The guts of the movie are broken up by courses delivered to the special patrons of the restaurant and described playfully in a menu’d font and restaurant logo on the screen, complete with ingredients listed. With each dish the plot grows more intriguing with bits revealed not only about the guests, but the chef himself. It slowly simmers to a dark “12 Angry Men” vibe as people in small pressurized spaces are forced to divulge their past.
The antagonist and head chef (Chef Slowik) is played by the always engrossing Ralph Fiennes. His intensity in the part plays well as someone who must lead a kitchen of artist experts, while also cleverly revealing secrets as the film progresses. As Ralph does, he delivers his dialogue somewhere between comedic and horrific which perfectly encapsulates the tone of the film. In essence he is the butter of the dish. He’s the guilty secret that makes everything taste good.

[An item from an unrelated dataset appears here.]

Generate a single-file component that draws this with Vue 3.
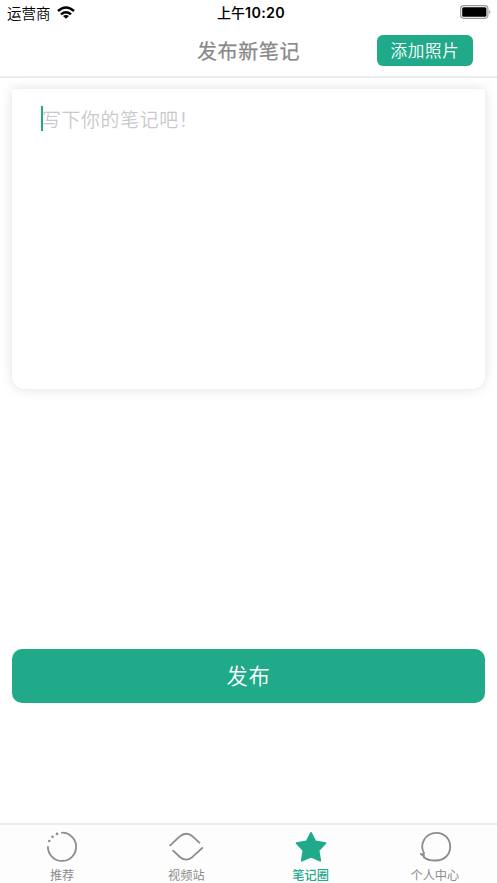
<script setup>
import { ref } from 'vue'

const active = ref('notes')
const tabs = [
  { id: 'recommend', label: '推荐' },
  { id: 'video', label: '视频站' },
  { id: 'notes', label: '笔记圈' },
  { id: 'profile', label: '个人中心' },
]
</script>

<template>
  <div class="screen">
    <div class="status">
      <div class="carrier">
        <span>运营商</span>
        <svg class="wifi" width="18" height="13" viewBox="0 0 18 13">
          <g fill="none" stroke="#000" stroke-width="2.5">
            <path d="M1 5 Q9 -1.9 17 5" />
            <path d="M4 8.4 Q9 4.2 14 8.4" />
          </g>
          <path d="M6 10 Q9 7.8 12 10 L9 12.7Z" />
        </svg>
      </div>
      <span class="time">上午<b>10:20</b></span>
      <svg class="battery" width="32" height="14" viewBox="0 0 32 14">
        <rect x="0.7" y="0.7" width="27.2" height="12.6" rx="3.2" fill="#fff" stroke="#999" stroke-width="1.2" />
        <rect x="2.2" y="2.2" width="24.2" height="9.6" rx="1.5" />
        <path d="M29.2 4.8 Q31.6 7 29.2 9.2Z" fill="#999" />
      </svg>
    </div>
    <header class="header">
      <h1>发布新笔记</h1>
      <button class="add"><span>添加照片</span></button>
    </header>
    <main class="content">
      <div class="editor"><i class="caret"></i><span>写下你的笔记吧！</span></div>
      <button class="publish"><span>发布</span></button>
    </main>
    <nav class="tabs">
      <a v-for="t in tabs" :key="t.id" class="tab" :class="{ active: t.id === active }" @click="active = t.id">
        <svg width="36" height="32" viewBox="0 0 36 32" fill="none" stroke="currentColor" stroke-width="1.8" stroke-linecap="round" stroke-linejoin="round">
          <template v-if="t.id === 'recommend'">
            <path d="M18 1.7 A14.1 14.1 0 1 1 3.9 15.8" />
            <g fill="currentColor" stroke="none">
              <circle cx="13" cy="2.9" r="1.3" />
              <circle cx="8.5" cy="5.7" r="1.3" />
              <circle cx="5.3" cy="10" r="1.3" />
            </g>
          </template>
          <template v-else-if="t.id === 'video'">
            <path d="M2.2 14.4 L11.5 5.6 Q18 0 24.5 5.3 L31.4 11.6" />
            <path d="M5.2 19.7 L11.8 26 Q18 31.2 24.2 26.2 L34.3 17" />
          </template>
          <path v-else-if="t.id === 'notes'" fill="currentColor" d="M18 1.9 L22.4 10.3 L32.4 12.1 L25.6 19.3 L27.2 29.7 L18 25.6 L8.8 29.7 L10.4 19.3 L3.6 12.1 L13.6 10.3Z" />
          <path v-else transform="translate(0.8 0)" d="M6.4 22.6 C1.3 14.1 6.8 1.8 18.7 1.8 C26.8 1.8 32.4 8.2 32.4 15.8 C32.4 24 26.3 29.5 17.8 29.5 C13 29.5 8.5 28.4 6 26.2 L6.3 24.9 Q4.4 24.6 3 23 Q4.9 23.5 6.4 22.6Z" />
        </svg>
        <span>{{ t.label }}</span>
      </a>
    </nav>
  </div>
</template>

<style>
body {
  margin: 0;
  background: #fff;
}
</style>

<style scoped>
.screen {
  width: 497px;
  height: 883px;
  display: flex;
  flex-direction: column;
  overflow: hidden;
  font-family: 'Noto Sans CJK SC', sans-serif;
  background: #fff;
}
.status {
  height: 25px;
  flex: none;
  box-sizing: border-box;
  padding: 0 5px 0 7px;
  display: grid;
  grid-template-columns: 1fr auto 1fr;
  align-items: center;
  font-size: 14.5px;
  line-height: 24px;
  color: #000;
}
.carrier {
  display: flex;
  align-items: center;
  gap: 6px;
}
.carrier span {
  font-weight: 350;
}
.wifi {
  margin-top: -1px;
}
.time {
  padding-left: 3px;
  font-size: 14px;
  font-weight: 500;
}
.time b {
  font-family: Inter, sans-serif;
  font-size: 14.3px;
  font-weight: 600;
  letter-spacing: 0.3px;
}
.battery {
  justify-self: end;
  margin-top: -1px;
}
.header {
  height: 53px;
  flex: none;
  box-sizing: border-box;
  border-bottom: 2px solid #ececec;
  display: grid;
  grid-template-columns: 1fr auto 1fr;
  align-items: center;
}
h1 {
  grid-column: 2;
  margin: 0;
  font-size: 20px;
  letter-spacing: 0.6px;
  font-weight: 400;
  -webkit-text-stroke: 0.25px #888;
  line-height: 30px;
  color: #888;
}
button {
  border: 0;
  padding: 0;
  font-family: inherit;
  color: #fff;
  background: #21aa89;
}
button span {
  display: block;
}
.add {
  justify-self: end;
  width: 96px;
  height: 31px;
  margin-right: 24px;
  border-radius: 6px;
  font-size: 16.6px;
  letter-spacing: 0.6px;
  font-weight: 350;
}
.add span {
  line-height: 31px;
}
.content {
  flex: 1;
  padding: 11px 12px 0;
  display: flex;
  flex-direction: column;
}
.editor {
  height: 300px;
  box-sizing: border-box;
  padding: 17px 29px;
  display: flex;
  align-items: flex-start;
  border-radius: 2px 2px 13px 13px;
  background: #fff;
  box-shadow: 0 0 12px rgba(0, 0, 0, 0.13);
  font-size: 18.8px;
  letter-spacing: 0.75px;
  font-weight: 350;
  line-height: 25px;
  color: #c8c8cc;
}
.caret {
  width: 2.4px;
  height: 25px;
  background: #21aa89;
}
.editor span {
  margin-left: -1.4px;
}
.publish {
  height: 54px;
  margin-top: 260px;
  border-radius: 10px;
  font-size: 21.2px;
  letter-spacing: 0.8px;
  font-weight: 350;
}
.publish span {
  line-height: 52px;
  padding-bottom: 2px;
}
.tabs {
  height: 60px;
  flex: none;
  box-sizing: border-box;
  border-top: 2px solid #ececec;
  background: #fdfdfd;
  display: grid;
  grid-template-columns: repeat(4, 1fr);
}
.tab {
  display: flex;
  flex-direction: column;
  align-items: center;
  padding-top: 6px;
  font-size: 12.2px;
  line-height: 18px;
  color: #8c8c8c;
}
.tab svg {
  flex: none;
}
.tab span {
  margin-top: 3px;
}
.tab.active {
  color: #21aa89;
}
.tab.active span {
  font-weight: 500;
}
</style>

There aren’t any classic protagonists in the film, but the closest we come is Anya Taylor-Joy. She carries as much screen time as Fiennes and delivers the same performance she has in every one of her small or large screen endeavor. She’s the salt of the dish. We know what salt does, it’s always available and too much can ruin a dish. In this case the creators stopped just shy of over seasoning. While Taylor-Joy is just fine, she is outshined here by patrons Nicholas Hoult, Janet McTeer, and employee Hong Chau who each steal the limited scenes they’re in. Unfortunately they’re reduced to little more than character actors, but each exudes enough talent where you wish you had more than an amuse bouche portion of them.
The pacing of the film is perfect as we effortlessly move from one course to the next in anticipation without feeling the drag of the foreseeably obvious unfolding customer stories. The interweaving of personal revelation with the gastronomy and ever changing tales from the chef makes one forget that nearly the entire film takes place in one room. It’s impressive and hard to accomplish. Likewise the score of the film is deceptively simple. It’s string heavy and singular in instrumentation while also sparse. It makes its usage dramatic and builds into the small bits divulged through the chef in each course.
The big reveal in act three was not as expected which did make this a fun twist on an old dish. Even if just the equivalent of a sprig of parsley, it’s enough to liven the palate and make it memorable for a time.
SPOILERS AHEAD
The late Anthony Bourdain often used to say, “Good food is very often, even most often, simple food”. Like a seasoned chef, The Menu embraces this concept and that’s what makes it a fun watch. Of all the wild and dark places the mind takes you as you see these guests initially stepping off the ferry onto the remote island, it doesn’t take you to the realm of a burnt out chef making one last meal for a room full of assholes. There’s no people eating people, there’s no violent gore and man as prey, it’s real and beautiful food served to those that represent the chef’s mental decline. The twist is that there is no major twist. The chef in his finale has lost his passion and decided to become the evening’s art, along with his customers, and kitchen. In that concept we understand the vision of great chefs, creating temporary flavors that are fleeting and beautiful in the moment.
There are some bitter bites to the dish though. The film failed to explain (or even try) the devotion of Chef’s staff and willingness to all perish with him. Even in the ending some of the doomed diners seemingly agree with the chef’s lunacy and embrace his cult mentality before their demise, without reason or progression. There was also a definitive lack of food porn in this film. For something that was spoofing the high end culinary experience, we should have been treated to a bit more of the science and beauty of that creation instead of the plated finale as its presented.
There was also nothing remarkable about the direction or cinematography of this film and no coherency in material to push it into horror. It’s teetering closer to thriller as it just hesitated to go darker and lean into the cheeky concept that it is. In the end, the film is good fun but not extraordinary.
The Menu is a fine film to get your movie dollars out of and indeed enjoyable, but you’ll likely forget in a year until you catch it on basic cable or someone mentions S’mores. If it were an actual restaurant it would have a B rating. That said, I’ve had many a fine meal at a B restaurant and didn’t get food poisoning.